SUPPLIED INFORMATION.
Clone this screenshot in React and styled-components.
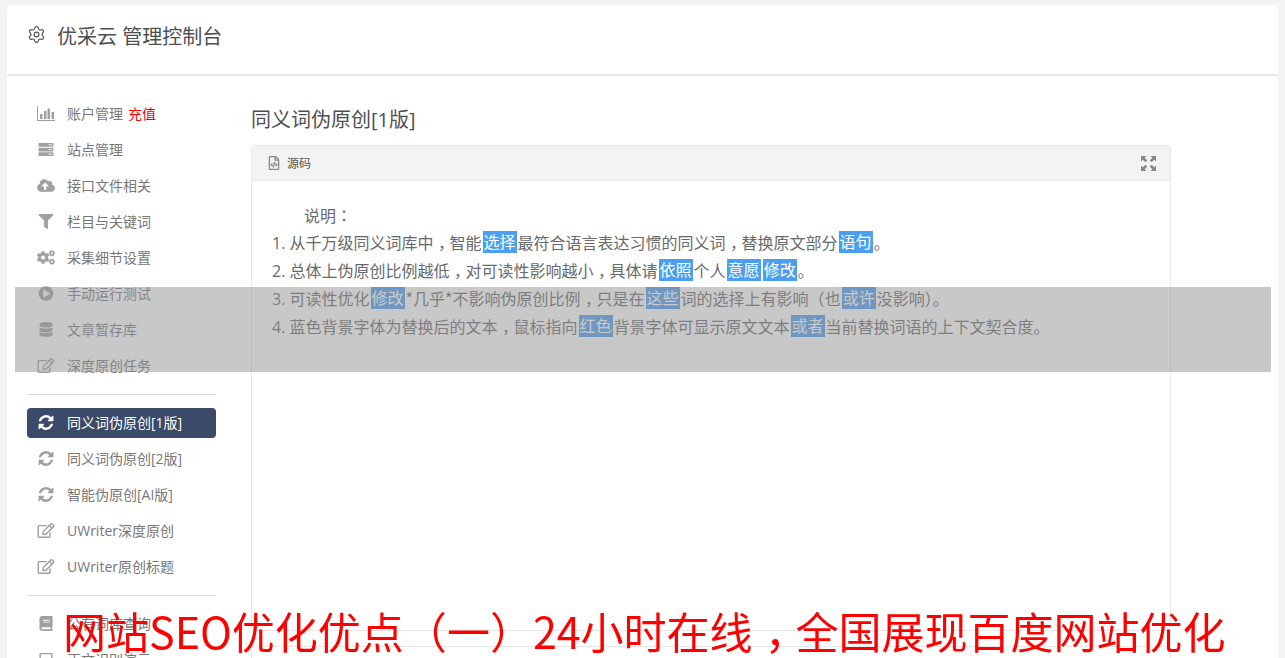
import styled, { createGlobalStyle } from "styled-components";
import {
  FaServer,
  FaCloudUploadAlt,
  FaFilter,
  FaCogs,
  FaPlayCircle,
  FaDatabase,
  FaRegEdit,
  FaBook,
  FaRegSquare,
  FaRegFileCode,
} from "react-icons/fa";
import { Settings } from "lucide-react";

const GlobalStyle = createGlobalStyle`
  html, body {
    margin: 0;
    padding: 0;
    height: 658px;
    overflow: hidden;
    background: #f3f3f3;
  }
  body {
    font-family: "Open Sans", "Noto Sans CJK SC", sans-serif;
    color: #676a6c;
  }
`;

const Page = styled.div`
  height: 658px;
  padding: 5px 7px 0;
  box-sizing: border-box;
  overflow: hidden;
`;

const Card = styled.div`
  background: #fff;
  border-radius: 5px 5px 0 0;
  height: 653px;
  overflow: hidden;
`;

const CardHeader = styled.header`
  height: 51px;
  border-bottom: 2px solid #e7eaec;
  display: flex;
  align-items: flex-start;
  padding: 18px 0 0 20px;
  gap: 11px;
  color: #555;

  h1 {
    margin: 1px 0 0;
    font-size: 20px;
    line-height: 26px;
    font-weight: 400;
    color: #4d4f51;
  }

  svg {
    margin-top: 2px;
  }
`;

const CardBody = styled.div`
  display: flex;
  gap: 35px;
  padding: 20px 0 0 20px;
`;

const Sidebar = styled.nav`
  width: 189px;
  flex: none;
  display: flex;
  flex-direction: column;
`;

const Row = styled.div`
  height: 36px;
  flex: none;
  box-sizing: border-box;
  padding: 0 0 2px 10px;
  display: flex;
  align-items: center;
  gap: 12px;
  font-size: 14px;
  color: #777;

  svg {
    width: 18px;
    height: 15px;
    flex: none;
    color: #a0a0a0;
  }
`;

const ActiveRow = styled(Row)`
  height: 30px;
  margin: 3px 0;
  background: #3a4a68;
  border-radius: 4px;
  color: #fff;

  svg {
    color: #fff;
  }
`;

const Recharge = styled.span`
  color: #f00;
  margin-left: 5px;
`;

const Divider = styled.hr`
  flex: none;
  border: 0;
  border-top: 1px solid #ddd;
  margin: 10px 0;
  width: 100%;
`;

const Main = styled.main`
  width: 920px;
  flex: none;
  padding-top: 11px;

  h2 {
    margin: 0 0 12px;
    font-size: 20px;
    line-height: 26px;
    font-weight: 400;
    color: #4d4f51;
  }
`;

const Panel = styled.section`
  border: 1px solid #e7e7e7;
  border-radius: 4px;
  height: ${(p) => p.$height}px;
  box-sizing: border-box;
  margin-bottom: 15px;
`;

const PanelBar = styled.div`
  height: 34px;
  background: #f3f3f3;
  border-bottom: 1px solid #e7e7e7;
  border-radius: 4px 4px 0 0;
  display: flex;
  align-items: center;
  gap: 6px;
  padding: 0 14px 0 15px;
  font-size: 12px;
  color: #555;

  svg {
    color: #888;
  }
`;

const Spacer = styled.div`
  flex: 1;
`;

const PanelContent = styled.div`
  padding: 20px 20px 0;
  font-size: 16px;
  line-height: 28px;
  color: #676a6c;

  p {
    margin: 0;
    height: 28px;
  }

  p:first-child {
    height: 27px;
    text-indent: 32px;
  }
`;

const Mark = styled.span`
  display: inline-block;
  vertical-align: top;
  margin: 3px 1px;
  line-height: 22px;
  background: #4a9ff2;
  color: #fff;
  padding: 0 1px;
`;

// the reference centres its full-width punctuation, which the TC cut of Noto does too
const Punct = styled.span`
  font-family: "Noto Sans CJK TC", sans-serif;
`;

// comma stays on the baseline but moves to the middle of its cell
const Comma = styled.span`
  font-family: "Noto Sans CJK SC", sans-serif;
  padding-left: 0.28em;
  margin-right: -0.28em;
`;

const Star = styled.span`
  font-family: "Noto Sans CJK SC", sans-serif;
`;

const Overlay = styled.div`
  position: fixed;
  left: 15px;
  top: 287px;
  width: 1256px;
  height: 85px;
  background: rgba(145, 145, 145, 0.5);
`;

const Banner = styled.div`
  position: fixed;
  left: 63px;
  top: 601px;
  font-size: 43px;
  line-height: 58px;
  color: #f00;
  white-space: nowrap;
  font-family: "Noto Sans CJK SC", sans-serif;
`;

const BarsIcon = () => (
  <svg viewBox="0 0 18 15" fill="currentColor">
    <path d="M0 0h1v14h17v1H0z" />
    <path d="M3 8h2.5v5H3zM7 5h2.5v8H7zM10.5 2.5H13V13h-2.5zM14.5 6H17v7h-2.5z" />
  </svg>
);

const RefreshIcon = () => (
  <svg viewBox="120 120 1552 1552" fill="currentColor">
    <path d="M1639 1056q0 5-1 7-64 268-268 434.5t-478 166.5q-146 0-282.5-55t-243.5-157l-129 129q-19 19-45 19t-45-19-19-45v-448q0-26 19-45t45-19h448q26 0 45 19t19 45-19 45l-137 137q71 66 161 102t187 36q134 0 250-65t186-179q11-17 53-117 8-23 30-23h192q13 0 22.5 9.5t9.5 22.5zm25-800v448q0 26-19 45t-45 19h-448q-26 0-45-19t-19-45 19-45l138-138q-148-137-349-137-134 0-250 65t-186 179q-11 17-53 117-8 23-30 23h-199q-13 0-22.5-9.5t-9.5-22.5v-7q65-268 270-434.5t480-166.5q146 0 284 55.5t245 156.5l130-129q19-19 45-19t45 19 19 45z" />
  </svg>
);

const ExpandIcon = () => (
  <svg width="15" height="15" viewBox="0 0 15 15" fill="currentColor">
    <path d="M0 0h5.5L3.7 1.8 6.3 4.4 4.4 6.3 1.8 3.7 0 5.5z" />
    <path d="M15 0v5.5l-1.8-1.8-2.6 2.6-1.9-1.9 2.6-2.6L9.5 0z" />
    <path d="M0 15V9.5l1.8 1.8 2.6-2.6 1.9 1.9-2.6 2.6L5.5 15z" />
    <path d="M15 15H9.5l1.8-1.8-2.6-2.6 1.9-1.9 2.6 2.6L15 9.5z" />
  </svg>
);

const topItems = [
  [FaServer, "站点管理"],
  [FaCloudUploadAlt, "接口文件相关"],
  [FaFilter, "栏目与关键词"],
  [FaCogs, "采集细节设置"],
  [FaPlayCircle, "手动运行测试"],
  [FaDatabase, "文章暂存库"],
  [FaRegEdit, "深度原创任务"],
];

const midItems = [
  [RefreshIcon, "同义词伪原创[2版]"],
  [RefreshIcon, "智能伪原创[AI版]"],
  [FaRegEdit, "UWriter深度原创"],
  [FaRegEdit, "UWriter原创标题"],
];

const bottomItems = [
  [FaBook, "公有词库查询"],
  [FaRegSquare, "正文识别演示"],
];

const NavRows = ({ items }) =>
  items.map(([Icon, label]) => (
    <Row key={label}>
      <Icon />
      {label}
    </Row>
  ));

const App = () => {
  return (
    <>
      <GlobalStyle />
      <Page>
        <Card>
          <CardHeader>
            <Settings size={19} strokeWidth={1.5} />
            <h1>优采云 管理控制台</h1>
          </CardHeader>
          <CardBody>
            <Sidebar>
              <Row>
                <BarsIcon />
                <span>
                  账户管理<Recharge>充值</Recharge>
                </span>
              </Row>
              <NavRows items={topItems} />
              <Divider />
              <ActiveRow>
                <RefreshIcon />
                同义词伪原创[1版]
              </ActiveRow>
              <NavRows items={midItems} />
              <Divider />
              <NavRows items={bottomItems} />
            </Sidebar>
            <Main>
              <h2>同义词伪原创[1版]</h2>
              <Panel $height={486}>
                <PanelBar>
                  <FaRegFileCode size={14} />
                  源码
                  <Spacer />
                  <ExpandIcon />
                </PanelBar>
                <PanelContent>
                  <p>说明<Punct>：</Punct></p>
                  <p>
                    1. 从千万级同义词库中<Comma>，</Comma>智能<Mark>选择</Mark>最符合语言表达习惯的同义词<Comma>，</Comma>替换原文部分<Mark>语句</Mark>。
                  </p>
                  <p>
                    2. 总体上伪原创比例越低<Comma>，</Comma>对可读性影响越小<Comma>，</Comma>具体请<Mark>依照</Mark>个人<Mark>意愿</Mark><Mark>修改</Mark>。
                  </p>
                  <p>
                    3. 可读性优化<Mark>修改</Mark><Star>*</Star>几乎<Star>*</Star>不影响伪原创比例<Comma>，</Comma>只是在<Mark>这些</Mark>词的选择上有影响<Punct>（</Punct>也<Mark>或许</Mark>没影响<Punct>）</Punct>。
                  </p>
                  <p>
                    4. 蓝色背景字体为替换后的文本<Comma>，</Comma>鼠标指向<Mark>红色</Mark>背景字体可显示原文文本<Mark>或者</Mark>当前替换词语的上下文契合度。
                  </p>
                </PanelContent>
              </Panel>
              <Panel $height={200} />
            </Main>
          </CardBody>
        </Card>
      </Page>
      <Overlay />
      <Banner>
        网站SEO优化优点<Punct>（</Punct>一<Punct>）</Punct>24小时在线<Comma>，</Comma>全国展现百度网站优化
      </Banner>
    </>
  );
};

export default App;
...
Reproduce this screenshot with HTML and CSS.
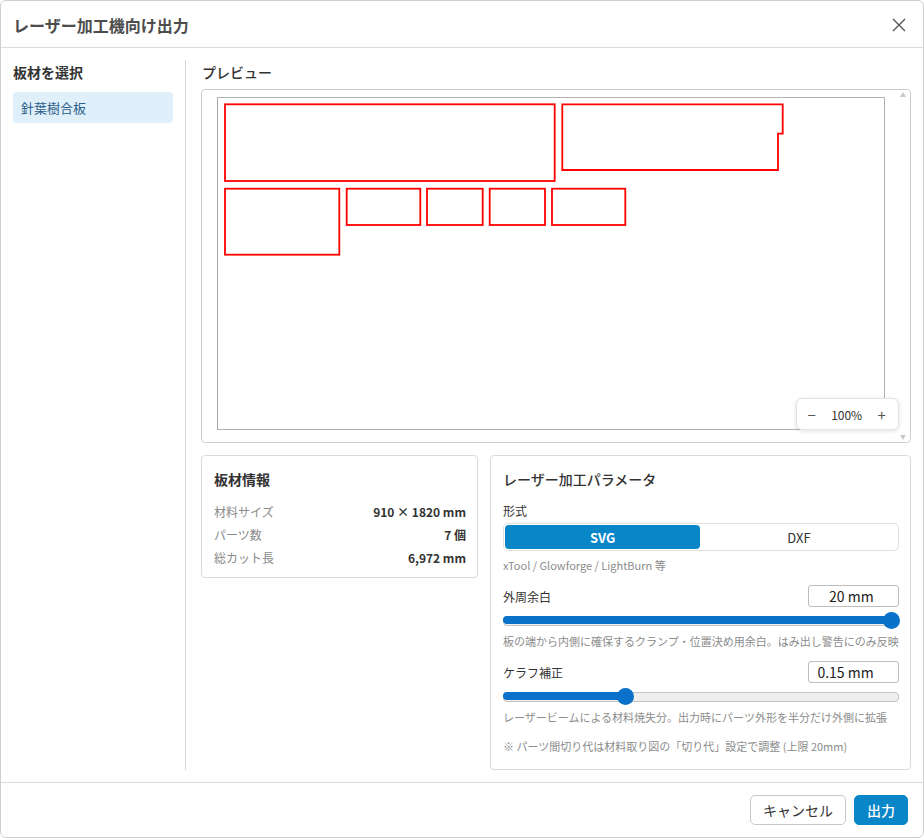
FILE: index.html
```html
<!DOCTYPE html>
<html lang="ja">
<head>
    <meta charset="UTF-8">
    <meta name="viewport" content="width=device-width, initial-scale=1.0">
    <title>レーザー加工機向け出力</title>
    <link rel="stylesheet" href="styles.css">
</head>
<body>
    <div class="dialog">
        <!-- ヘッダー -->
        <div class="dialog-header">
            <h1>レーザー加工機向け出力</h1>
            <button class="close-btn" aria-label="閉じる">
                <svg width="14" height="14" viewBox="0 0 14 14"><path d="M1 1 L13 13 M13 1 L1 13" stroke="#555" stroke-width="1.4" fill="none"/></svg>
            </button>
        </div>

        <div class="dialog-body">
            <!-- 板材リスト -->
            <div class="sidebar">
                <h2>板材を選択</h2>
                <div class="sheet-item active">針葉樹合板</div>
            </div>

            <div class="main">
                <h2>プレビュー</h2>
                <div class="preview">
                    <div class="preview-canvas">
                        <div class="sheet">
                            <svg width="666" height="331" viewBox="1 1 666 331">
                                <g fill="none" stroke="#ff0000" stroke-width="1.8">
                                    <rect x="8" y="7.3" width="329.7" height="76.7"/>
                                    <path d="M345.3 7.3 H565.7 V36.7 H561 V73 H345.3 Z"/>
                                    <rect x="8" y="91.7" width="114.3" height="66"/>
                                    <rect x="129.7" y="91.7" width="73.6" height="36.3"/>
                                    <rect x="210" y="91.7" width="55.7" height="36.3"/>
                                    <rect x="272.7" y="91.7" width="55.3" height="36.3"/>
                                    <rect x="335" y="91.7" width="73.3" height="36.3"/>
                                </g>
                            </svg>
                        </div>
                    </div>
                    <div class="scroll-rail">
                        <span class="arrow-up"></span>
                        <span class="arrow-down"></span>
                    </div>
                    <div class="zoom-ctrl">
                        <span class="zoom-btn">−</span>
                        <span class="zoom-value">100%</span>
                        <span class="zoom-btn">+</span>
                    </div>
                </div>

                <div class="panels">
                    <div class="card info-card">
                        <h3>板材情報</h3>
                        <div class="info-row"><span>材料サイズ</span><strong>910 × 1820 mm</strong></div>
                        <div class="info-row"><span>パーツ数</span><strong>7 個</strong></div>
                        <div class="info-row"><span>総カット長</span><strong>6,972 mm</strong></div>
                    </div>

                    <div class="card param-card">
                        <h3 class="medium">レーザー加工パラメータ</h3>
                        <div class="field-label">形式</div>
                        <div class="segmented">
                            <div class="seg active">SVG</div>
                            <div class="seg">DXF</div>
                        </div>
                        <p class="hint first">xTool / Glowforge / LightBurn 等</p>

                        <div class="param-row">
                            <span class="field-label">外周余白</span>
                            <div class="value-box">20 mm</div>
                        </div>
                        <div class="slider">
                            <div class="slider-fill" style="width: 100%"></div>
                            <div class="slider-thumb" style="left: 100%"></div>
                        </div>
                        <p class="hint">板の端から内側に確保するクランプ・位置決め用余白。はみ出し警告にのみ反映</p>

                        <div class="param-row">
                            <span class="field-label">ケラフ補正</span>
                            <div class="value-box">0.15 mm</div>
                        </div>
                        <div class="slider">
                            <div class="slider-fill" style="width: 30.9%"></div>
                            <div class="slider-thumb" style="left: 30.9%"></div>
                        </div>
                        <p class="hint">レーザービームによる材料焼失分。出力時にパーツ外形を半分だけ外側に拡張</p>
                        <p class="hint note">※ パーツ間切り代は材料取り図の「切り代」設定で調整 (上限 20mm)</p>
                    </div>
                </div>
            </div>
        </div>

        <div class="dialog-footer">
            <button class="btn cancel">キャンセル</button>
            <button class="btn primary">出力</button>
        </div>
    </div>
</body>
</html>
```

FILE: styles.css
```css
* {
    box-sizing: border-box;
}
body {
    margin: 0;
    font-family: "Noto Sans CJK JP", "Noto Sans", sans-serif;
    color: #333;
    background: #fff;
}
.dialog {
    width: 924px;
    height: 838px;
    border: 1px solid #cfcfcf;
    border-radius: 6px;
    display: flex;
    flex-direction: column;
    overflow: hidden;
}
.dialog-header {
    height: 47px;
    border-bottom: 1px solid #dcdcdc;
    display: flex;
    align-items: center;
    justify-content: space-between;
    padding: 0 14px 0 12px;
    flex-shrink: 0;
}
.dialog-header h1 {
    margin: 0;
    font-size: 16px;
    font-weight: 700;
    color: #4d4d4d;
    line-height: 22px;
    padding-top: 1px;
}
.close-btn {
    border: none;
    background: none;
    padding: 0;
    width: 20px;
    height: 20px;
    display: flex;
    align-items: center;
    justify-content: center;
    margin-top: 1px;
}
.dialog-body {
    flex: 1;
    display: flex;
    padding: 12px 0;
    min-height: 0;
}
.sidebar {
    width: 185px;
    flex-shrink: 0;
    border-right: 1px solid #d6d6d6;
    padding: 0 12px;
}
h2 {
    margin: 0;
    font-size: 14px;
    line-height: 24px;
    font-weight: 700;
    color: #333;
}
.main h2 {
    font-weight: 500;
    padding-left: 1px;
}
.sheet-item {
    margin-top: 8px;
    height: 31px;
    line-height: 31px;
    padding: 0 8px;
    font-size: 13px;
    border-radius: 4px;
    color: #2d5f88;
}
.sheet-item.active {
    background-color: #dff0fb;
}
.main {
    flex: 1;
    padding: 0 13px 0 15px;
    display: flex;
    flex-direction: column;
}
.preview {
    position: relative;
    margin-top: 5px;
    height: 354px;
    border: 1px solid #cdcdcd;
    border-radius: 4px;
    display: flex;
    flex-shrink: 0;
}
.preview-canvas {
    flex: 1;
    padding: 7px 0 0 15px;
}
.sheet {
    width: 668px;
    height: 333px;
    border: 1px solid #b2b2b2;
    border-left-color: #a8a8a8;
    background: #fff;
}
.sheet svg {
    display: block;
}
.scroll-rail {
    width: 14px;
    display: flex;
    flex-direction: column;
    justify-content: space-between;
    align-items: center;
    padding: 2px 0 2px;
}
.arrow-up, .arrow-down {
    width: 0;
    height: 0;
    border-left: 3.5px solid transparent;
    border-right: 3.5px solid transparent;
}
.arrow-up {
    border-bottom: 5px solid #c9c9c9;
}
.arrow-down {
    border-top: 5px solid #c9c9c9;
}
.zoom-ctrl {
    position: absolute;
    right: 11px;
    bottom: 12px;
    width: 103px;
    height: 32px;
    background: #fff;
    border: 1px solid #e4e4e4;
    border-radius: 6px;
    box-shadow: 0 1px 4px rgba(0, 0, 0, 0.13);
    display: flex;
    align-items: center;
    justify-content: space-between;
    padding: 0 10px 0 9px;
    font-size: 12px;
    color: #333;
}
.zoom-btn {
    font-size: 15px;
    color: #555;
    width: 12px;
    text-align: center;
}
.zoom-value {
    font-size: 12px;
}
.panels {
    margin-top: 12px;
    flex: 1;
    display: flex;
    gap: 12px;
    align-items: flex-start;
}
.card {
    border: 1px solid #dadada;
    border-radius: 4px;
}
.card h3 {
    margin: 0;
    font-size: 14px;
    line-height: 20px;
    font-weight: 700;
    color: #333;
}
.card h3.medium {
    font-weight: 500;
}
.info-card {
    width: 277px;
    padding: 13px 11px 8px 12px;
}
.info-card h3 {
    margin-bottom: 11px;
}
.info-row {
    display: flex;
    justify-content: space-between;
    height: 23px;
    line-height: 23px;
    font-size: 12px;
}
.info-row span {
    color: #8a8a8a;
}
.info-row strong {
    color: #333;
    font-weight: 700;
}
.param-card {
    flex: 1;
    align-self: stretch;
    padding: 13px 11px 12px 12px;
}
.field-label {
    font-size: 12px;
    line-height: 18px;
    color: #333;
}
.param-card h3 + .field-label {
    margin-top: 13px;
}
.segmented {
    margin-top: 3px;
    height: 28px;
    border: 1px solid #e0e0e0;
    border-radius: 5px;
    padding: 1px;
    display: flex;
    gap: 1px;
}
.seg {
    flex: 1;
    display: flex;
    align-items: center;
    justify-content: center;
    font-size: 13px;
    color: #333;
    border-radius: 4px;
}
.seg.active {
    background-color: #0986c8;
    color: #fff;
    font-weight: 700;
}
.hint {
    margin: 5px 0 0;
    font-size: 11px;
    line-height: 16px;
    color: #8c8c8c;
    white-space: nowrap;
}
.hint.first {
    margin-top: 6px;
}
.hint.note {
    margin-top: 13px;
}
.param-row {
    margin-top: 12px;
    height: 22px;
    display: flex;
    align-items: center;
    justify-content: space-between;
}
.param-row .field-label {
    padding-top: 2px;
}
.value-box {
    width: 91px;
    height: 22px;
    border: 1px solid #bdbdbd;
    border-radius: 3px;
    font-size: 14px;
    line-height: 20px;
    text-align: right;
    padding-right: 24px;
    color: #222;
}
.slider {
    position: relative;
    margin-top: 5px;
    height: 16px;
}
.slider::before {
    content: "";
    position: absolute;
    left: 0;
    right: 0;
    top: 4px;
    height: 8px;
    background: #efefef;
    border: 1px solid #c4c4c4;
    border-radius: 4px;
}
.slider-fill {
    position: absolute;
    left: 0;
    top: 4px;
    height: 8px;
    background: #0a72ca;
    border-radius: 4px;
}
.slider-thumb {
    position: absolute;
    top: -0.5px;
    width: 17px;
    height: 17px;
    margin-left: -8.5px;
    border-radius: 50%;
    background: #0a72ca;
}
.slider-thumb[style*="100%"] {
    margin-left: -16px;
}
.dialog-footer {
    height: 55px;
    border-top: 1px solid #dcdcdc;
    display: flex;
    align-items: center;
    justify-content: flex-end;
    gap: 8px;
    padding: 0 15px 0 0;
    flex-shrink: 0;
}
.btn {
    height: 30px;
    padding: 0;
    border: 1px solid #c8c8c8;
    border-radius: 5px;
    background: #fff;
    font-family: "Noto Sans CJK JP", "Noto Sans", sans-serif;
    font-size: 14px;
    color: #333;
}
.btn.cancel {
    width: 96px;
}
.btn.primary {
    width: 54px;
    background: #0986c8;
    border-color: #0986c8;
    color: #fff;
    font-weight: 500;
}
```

TASK GOAL. Exactly as they appear, write out the lines from the one containing "Clone this screenshot" down to the one containing "padding-top: 11px;", both included. Pictures are left out.

EXPECTED ANSWER.
Clone this screenshot in React and styled-components.
import styled, { createGlobalStyle } from "styled-components";
import {
  FaServer,
  FaCloudUploadAlt,
  FaFilter,
  FaCogs,
  FaPlayCircle,
  FaDatabase,
  FaRegEdit,
  FaBook,
  FaRegSquare,
  FaRegFileCode,
} from "react-icons/fa";
import { Settings } from "lucide-react";

const GlobalStyle = createGlobalStyle`
  html, body {
    margin: 0;
    padding: 0;
    height: 658px;
    overflow: hidden;
    background: #f3f3f3;
  }
  body {
    font-family: "Open Sans", "Noto Sans CJK SC", sans-serif;
    color: #676a6c;
  }
`;

const Page = styled.div`
  height: 658px;
  padding: 5px 7px 0;
  box-sizing: border-box;
  overflow: hidden;
`;

const Card = styled.div`
  background: #fff;
  border-radius: 5px 5px 0 0;
  height: 653px;
  overflow: hidden;
`;

const CardHeader = styled.header`
  height: 51px;
  border-bottom: 2px solid #e7eaec;
  display: flex;
  align-items: flex-start;
  padding: 18px 0 0 20px;
  gap: 11px;
  color: #555;

  h1 {
    margin: 1px 0 0;
    font-size: 20px;
    line-height: 26px;
    font-weight: 400;
    color: #4d4f51;
  }

  svg {
    margin-top: 2px;
  }
`;

const CardBody = styled.div`
  display: flex;
  gap: 35px;
  padding: 20px 0 0 20px;
`;

const Sidebar = styled.nav`
  width: 189px;
  flex: none;
  display: flex;
  flex-direction: column;
`;

const Row = styled.div`
  height: 36px;
  flex: none;
  box-sizing: border-box;
  padding: 0 0 2px 10px;
  display: flex;
  align-items: center;
  gap: 12px;
  font-size: 14px;
  color: #777;

  svg {
    width: 18px;
    height: 15px;
    flex: none;
    color: #a0a0a0;
  }
`;

const ActiveRow = styled(Row)`
  height: 30px;
  margin: 3px 0;
  background: #3a4a68;
  border-radius: 4px;
  color: #fff;

  svg {
    color: #fff;
  }
`;

const Recharge = styled.span`
  color: #f00;
  margin-left: 5px;
`;

const Divider = styled.hr`
  flex: none;
  border: 0;
  border-top: 1px solid #ddd;
  margin: 10px 0;
  width: 100%;
`;

const Main = styled.main`
  width: 920px;
  flex: none;
  padding-top: 11px;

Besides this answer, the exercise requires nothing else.